Write stories on quiet pages. I ask you, write stories on quiet pages. I bless you to not need the page to be angry or loud, screaming defiance.
Let your stories be questions cupping the heart of your readers like water pooling, trickling through hands. Even if they eventually leave the world of the story, let the cooling touch of chilly water refresh them, let the surface of the water reflect back an utterly different and yet exactly similar face.
Let the features of the story belong to them. Let your words be heard in the emptiest parts of their souls, making tracing patterns over the walls of their heart with your fingertips.
Let them resonate, reverberate, not shriek.
Let yourself ask them over the due course of time, let yourself ask them why they are hurting so. Let your stories be kind and courageous. Let them be a little sorrowful and let them be haunted. And let them remember, you must do this,
let them remember there is hope and that hope is an exquisite thing, not an expectation or a capricious belief. It is not some heist in the night. Hope is steady, flickering, allowed to waver but similarly allowed to be relit.
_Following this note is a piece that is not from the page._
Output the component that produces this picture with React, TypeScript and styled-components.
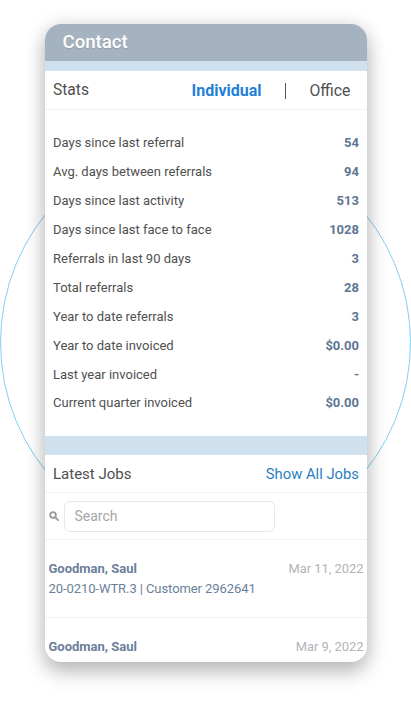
import { createGlobalStyle, styled } from "styled-components";

const GlobalStyle = createGlobalStyle`
    html, body {
        margin: 0;
        padding: 0;
        background: #fff;
        font-family: Roboto, "Liberation Sans", sans-serif;
    }
`;

const Page = styled.div`
    position: relative;
    width: 411px;
    height: 710px;
    padding-top: 24px;
    box-sizing: border-box;
    overflow: hidden;
`;

const Circle = styled.div`
    position: absolute;
    left: 0;
    top: 137px;
    width: 411px;
    height: 411px;
    box-sizing: border-box;
    border: 1px solid #7fd0f8;
    border-radius: 50%;
`;

const Card = styled.div`
    position: relative;
    width: 322px;
    height: 638px;
    margin: 0 auto;
    background: #fff;
    border-radius: 16px;
    overflow: hidden;
    box-shadow: 0 10px 20px rgba(0, 0, 0, 0.25), 0 0 20px rgba(0, 0, 0, 0.1);
`;

const TitleBar = styled.div`
    height: 37px;
    padding-left: 18px;
    background: #a5b3c0;
    color: #fff;
    font-size: 18.6px;
    font-weight: 500;
    line-height: 36px;
    text-shadow: 0 1px 1px rgba(0, 0, 0, 0.12);
`;

const Band = styled.div<{ $height: number }>`
    height: ${({ $height }) => $height}px;
    background: #cfe0ee;
`;

const Row = styled.div<{ $height: number }>`
    display: flex;
    align-items: center;
    justify-content: space-between;
    height: ${({ $height }) => $height}px;
    box-sizing: border-box;
    padding: 0 7.5px 0 8.5px;
    border-bottom: 1px solid #f1f2f3;
`;

const Heading = styled.span`
    font-size: 15px;
    color: #505050;
`;

const StatsHeading = styled(Heading)`
    font-size: 15.6px;
`;

const Tabs = styled.div`
    display: flex;
    align-items: center;
    padding-right: 8.5px;
    font-size: 15.8px;
    color: #505050;
`;

const ActiveTab = styled.span`
    color: #1f7fd8;
    font-weight: 700;
    font-size: 16px;
`;

const Separator = styled.span`
    width: 1px;
    height: 16px;
    margin: 2px 24px 0 23px;
    background: #555;
`;

const StatList = styled.div`
    display: flex;
    flex-direction: column;
    height: 326px;
    box-sizing: border-box;
    padding: 18.5px 7.5px 0 8.5px;
`;

const StatRow = styled.div`
    display: flex;
    align-items: center;
    justify-content: space-between;
    height: 28.9px;
    font-size: 13px;
    color: #505050;
`;

const StatValue = styled.span`
    font-weight: 700;
    color: #5f7694;
`;

const ShowAll = styled.a`
    font-size: 14.8px;
    color: #2a7fc4;
`;

const SearchRow = styled.div`
    display: flex;
    align-items: center;
    height: 47px;
    box-sizing: border-box;
    padding: 0 0 0 4px;
    gap: 5px;
    border-bottom: 1px solid #f1f2f3;
`;

const SearchBox = styled.div`
    width: 211px;
    height: 31px;
    box-sizing: border-box;
    padding-left: 10px;
    border: 1px solid #e3e8ea;
    border-radius: 6px;
    font-size: 14px;
    line-height: 29px;
    color: #a6a6a6;
`;

const SearchIcon = styled.svg`
    width: 10px;
    height: 10px;
`;

const Job = styled.div<{ $last?: boolean }>`
    height: ${({ $last }) => ($last ? "auto" : "78px")};
    box-sizing: border-box;
    padding: 19px 3px 0 4px;
    border-bottom: ${({ $last }) => ($last ? "none" : "1px solid #f1f2f3")};
`;

const JobTop = styled.div`
    display: flex;
    justify-content: space-between;
    align-items: center;
    height: 18px;
`;

const JobName = styled.span`
    font-size: 13px;
    font-weight: 700;
    color: #6b7f99;
`;

const JobDate = styled.span`
    font-size: 12.9px;
    color: #b0b4b8;
`;

const JobRef = styled.div`
    margin-top: 3px;
    font-size: 13px;
    line-height: 18px;
    letter-spacing: -0.08px;
    color: #6b7f99;
`;

const stats: [string, string][] = [
    ["Days since last referral", "54"],
    ["Avg. days between referrals", "94"],
    ["Days since last activity", "513"],
    ["Days since last face to face", "1028"],
    ["Referrals in last 90 days", "3"],
    ["Total referrals", "28"],
    ["Year to date referrals", "3"],
    ["Year to date invoiced", "$0.00"],
    ["Last year invoiced", "-"],
    ["Current quarter invoiced", "$0.00"],
];

const App = () => {
    return (
        <Page>
            <GlobalStyle />
            <Circle />
            <Card>
                <TitleBar>Contact</TitleBar>
                <Band $height={10} />
                <Row $height={39}>
                    <StatsHeading>Stats</StatsHeading>
                    <Tabs>
                        <ActiveTab>Individual</ActiveTab>
                        <Separator />
                        <span>Office</span>
                    </Tabs>
                </Row>
                <StatList>
                    {stats.map(([label, value]) => (
                        <StatRow key={label}>
                            <span>{label}</span>
                            <StatValue>{value}</StatValue>
                        </StatRow>
                    ))}
                </StatList>
                <Band $height={19} />
                <Row $height={38}>
                    <Heading>Latest Jobs</Heading>
                    <ShowAll>Show All Jobs</ShowAll>
                </Row>
                <SearchRow>
                    <SearchIcon viewBox="0 0 12 12" fill="none" stroke="#9a9a9a" strokeWidth="2.2">
                        <circle cx="4.8" cy="4.8" r="3.4" />
                        <path d="M7.5 7.5 11 11" strokeLinecap="round" />
                    </SearchIcon>
                    <SearchBox>Search</SearchBox>
                </SearchRow>
                <Job>
                    <JobTop>
                        <JobName>Goodman, Saul</JobName>
                        <JobDate>Mar 11, 2022</JobDate>
                    </JobTop>
                    <JobRef>20-0210-WTR.3 | Customer 2962641</JobRef>
                </Job>
                <Job $last>
                    <JobTop>
                        <JobName>Goodman, Saul</JobName>
                        <JobDate>Mar 9, 2022</JobDate>
                    </JobTop>
                    <JobRef>20-0210-WTR.3 | Customer 2962641</JobRef>
                </Job>
            </Card>
        </Page>
    );
};

export default App;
Let them remember by your side that the pulsing of the heart shows life, and that constant silence means death. Let them remember how wonderful it feels to gasp, drawing breath after a long dive. Let them be difficult in your embrace, and still yourself to be the frame that catches their falling body. Let them jump into your arms, and let them wonder when they must. Let them worry, let them fail, just let them be children.
To grow up - know this, to grow up, a child must choose. To want to take responsibility for others -
that kind of love cannot be forced by years or by the spinning of the clock or the earth on its axis. It must be voluntary and you cannot nag at it to go faster. To let them grow up, you must show them how brilliant you can be. By example, then, examine their heart and yours, and learn from them equally.
There are many things you have also forgotten. Allow your story and your readers to help you remember, help you heal. It will take some time, some effort, but I promise that one day you will smile freely and it will be quite difficult for you to stop. Things change. Things will be different. Your voice will glow when you speak of someone and you will know that you can’t turn back.
That day, our day, my day, will simultaneously be the most perfect and the most painful day in the world. On that day, your own heart will make a request of you. On that day, I hope that you will find it in yourself to decide to trust in that waiting hand, give in, and grow up.